Exercise prompt: Output the full listing below exactly as it reads, and skip anything that is a picture.

Given information:
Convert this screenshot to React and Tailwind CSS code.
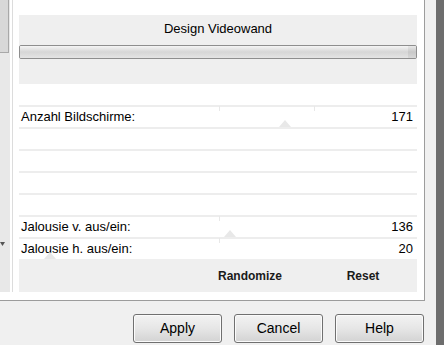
import React from "react";

// faint slider thumb (pointing up) sitting on the bottom of a row
function Thumb({ left }) {
  return (
    <svg
      className="absolute bottom-0"
      style={{ left }}
      width="12"
      height="8"
      viewBox="0 0 12 8"
    >
      <path d="M0 8 L6 1 L12 8 Z" fill="#e8e8e8" />
    </svg>
  );
}

function Tick({ left }) {
  return (
    <div
      className="absolute top-[1px] w-px h-[5px] bg-[#e8e8e8]"
      style={{ left }}
    />
  );
}

function Row({ label, value, thumb, ticks = [] }) {
  return (
    <div className="relative flex flex-col">
      <div className="h-[2px] bg-[#ededed]" />
      <div className="h-[20px] flex items-center justify-between px-[2px] pr-[4px]">
        <span>{label}</span>
        <span>{value}</span>
      </div>
      {ticks.map((t) => (
        <Tick key={t} left={t} />
      ))}
      {thumb !== undefined && <Thumb left={thumb} />}
    </div>
  );
}

function DlgButton({ children }) {
  return (
    <button className="w-[89px] h-[29px] rounded-[3px] border border-[#707070] bg-gradient-to-b from-[#f3f3f3] via-[#e6e6e6] to-[#d3d3d3] text-[14px] text-black shadow-[inset_0_0_0_1px_#fbfbfb]">
      {children}
    </button>
  );
}

export default function App() {
  return (
    <div className="w-[444px] h-[345px] flex bg-[#f0f0f0] overflow-hidden font-['Liberation_Sans',Arial,sans-serif] text-[13px] text-black">
      <div className="w-[436px] flex flex-col">
        {/* upper frame */}
        <div className="h-[301px] flex">
          <div className="w-[425px] h-[301px] flex bg-white border-r border-b border-[#9c9c9c]">
            {/* cut-off scroll strip on the left */}
            <div className="w-[10px] h-[292px] flex flex-col bg-[#e8e8e8]">
              <div className="h-[53px] w-[9px] bg-[#d8d8d8] border-r border-b border-[#a8a8a8]" />
              <div className="h-[189px]" />
              <svg width="6" height="5" viewBox="0 0 6 5">
                <path d="M0 0 L5 0 L2.5 4 Z" fill="#555" />
              </svg>
            </div>
            <div className="w-[2px]" />
            <div className="w-px h-[292px] bg-[#dcdcdc]" />

            {/* panel content */}
            <div className="flex-1 flex flex-col pt-[15px] pl-[6px] pr-[7px]">
              <div className="h-[69px] bg-[#efefef] flex flex-col items-center pt-[6px]">
                <span className="leading-[16px]">Design Videowand</span>
                <div className="mt-[8px] w-full h-[14px] flex rounded-[2px] border border-[#8e8e8e] overflow-hidden">
                  <div className="flex-1 bg-gradient-to-b from-[#f5f5f5] via-[#d6d6d6] to-[#e4e4e4]" />
                  <div className="w-[8px] bg-gradient-to-b from-[#e8e8e8] via-[#c8c8c8] to-[#d8d8d8]" />
                </div>
              </div>

              <div className="h-[21px]" />

              <Row
                label="Anzahl Bildschirme:"
                value="171"
                thumb={260}
                ticks={[200, 295]}
              />
              <Row />
              <Row />
              <Row />
              <Row />
              <Row label="Jalousie v. aus/ein:" value="136" thumb={205} ticks={[200]} />
              <Row label="Jalousie h. aus/ein:" value="20" thumb={25} ticks={[200]} />

              <div className="h-[33px] bg-[#efefef] flex items-center justify-end pr-[4px] gap-[13px] text-[12px] font-bold text-[#1a1a1a]">
                <span className="w-[100px] text-center">Randomize</span>
                <span className="w-[100px] text-center">Reset</span>
              </div>
            </div>
          </div>
          <div className="flex-1" />
        </div>

        {/* dialog buttons */}
        <div className="flex-1 flex pt-[13px] pl-[133px] gap-[12px]">
          <DlgButton>Apply</DlgButton>
          <DlgButton>Cancel</DlgButton>
          <DlgButton>Help</DlgButton>
        </div>
      </div>
      <div className="flex-1 bg-[#6d6d6d]" />
    </div>
  );
}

Reply:
Convert this screenshot to React and Tailwind CSS code.
import React from "react";

// faint slider thumb (pointing up) sitting on the bottom of a row
function Thumb({ left }) {
  return (
    <svg
      className="absolute bottom-0"
      style={{ left }}
      width="12"
      height="8"
      viewBox="0 0 12 8"
    >
      <path d="M0 8 L6 1 L12 8 Z" fill="#e8e8e8" />
    </svg>
  );
}

function Tick({ left }) {
  return (
    <div
      className="absolute top-[1px] w-px h-[5px] bg-[#e8e8e8]"
      style={{ left }}
    />
  );
}

function Row({ label, value, thumb, ticks = [] }) {
  return (
    <div className="relative flex flex-col">
      <div className="h-[2px] bg-[#ededed]" />
      <div className="h-[20px] flex items-center justify-between px-[2px] pr-[4px]">
        <span>{label}</span>
        <span>{value}</span>
      </div>
      {ticks.map((t) => (
        <Tick key={t} left={t} />
      ))}
      {thumb !== undefined && <Thumb left={thumb} />}
    </div>
  );
}

function DlgButton({ children }) {
  return (
    <button className="w-[89px] h-[29px] rounded-[3px] border border-[#707070] bg-gradient-to-b from-[#f3f3f3] via-[#e6e6e6] to-[#d3d3d3] text-[14px] text-black shadow-[inset_0_0_0_1px_#fbfbfb]">
      {children}
    </button>
  );
}

export default function App() {
  return (
    <div className="w-[444px] h-[345px] flex bg-[#f0f0f0] overflow-hidden font-['Liberation_Sans',Arial,sans-serif] text-[13px] text-black">
      <div className="w-[436px] flex flex-col">
        {/* upper frame */}
        <div className="h-[301px] flex">
          <div className="w-[425px] h-[301px] flex bg-white border-r border-b border-[#9c9c9c]">
            {/* cut-off scroll strip on the left */}
            <div className="w-[10px] h-[292px] flex flex-col bg-[#e8e8e8]">
              <div className="h-[53px] w-[9px] bg-[#d8d8d8] border-r border-b border-[#a8a8a8]" />
              <div className="h-[189px]" />
              <svg width="6" height="5" viewBox="0 0 6 5">
                <path d="M0 0 L5 0 L2.5 4 Z" fill="#555" />
              </svg>
            </div>
            <div className="w-[2px]" />
            <div className="w-px h-[292px] bg-[#dcdcdc]" />

            {/* panel content */}
            <div className="flex-1 flex flex-col pt-[15px] pl-[6px] pr-[7px]">
              <div className="h-[69px] bg-[#efefef] flex flex-col items-center pt-[6px]">
                <span className="leading-[16px]">Design Videowand</span>
                <div className="mt-[8px] w-full h-[14px] flex rounded-[2px] border border-[#8e8e8e] overflow-hidden">
                  <div className="flex-1 bg-gradient-to-b from-[#f5f5f5] via-[#d6d6d6] to-[#e4e4e4]" />
                  <div className="w-[8px] bg-gradient-to-b from-[#e8e8e8] via-[#c8c8c8] to-[#d8d8d8]" />
                </div>
              </div>

              <div className="h-[21px]" />

              <Row
                label="Anzahl Bildschirme:"
                value="171"
                thumb={260}
                ticks={[200, 295]}
              />
              <Row />
              <Row />
              <Row />
              <Row />
              <Row label="Jalousie v. aus/ein:" value="136" thumb={205} ticks={[200]} />
              <Row label="Jalousie h. aus/ein:" value="20" thumb={25} ticks={[200]} />

              <div className="h-[33px] bg-[#efefef] flex items-center justify-end pr-[4px] gap-[13px] text-[12px] font-bold text-[#1a1a1a]">
                <span className="w-[100px] text-center">Randomize</span>
                <span className="w-[100px] text-center">Reset</span>
              </div>
            </div>
          </div>
          <div className="flex-1" />
        </div>

        {/* dialog buttons */}
        <div className="flex-1 flex pt-[13px] pl-[133px] gap-[12px]">
          <DlgButton>Apply</DlgButton>
          <DlgButton>Cancel</DlgButton>
          <DlgButton>Help</DlgButton>
        </div>
      </div>
      <div className="flex-1 bg-[#6d6d6d]" />
    </div>
  );
}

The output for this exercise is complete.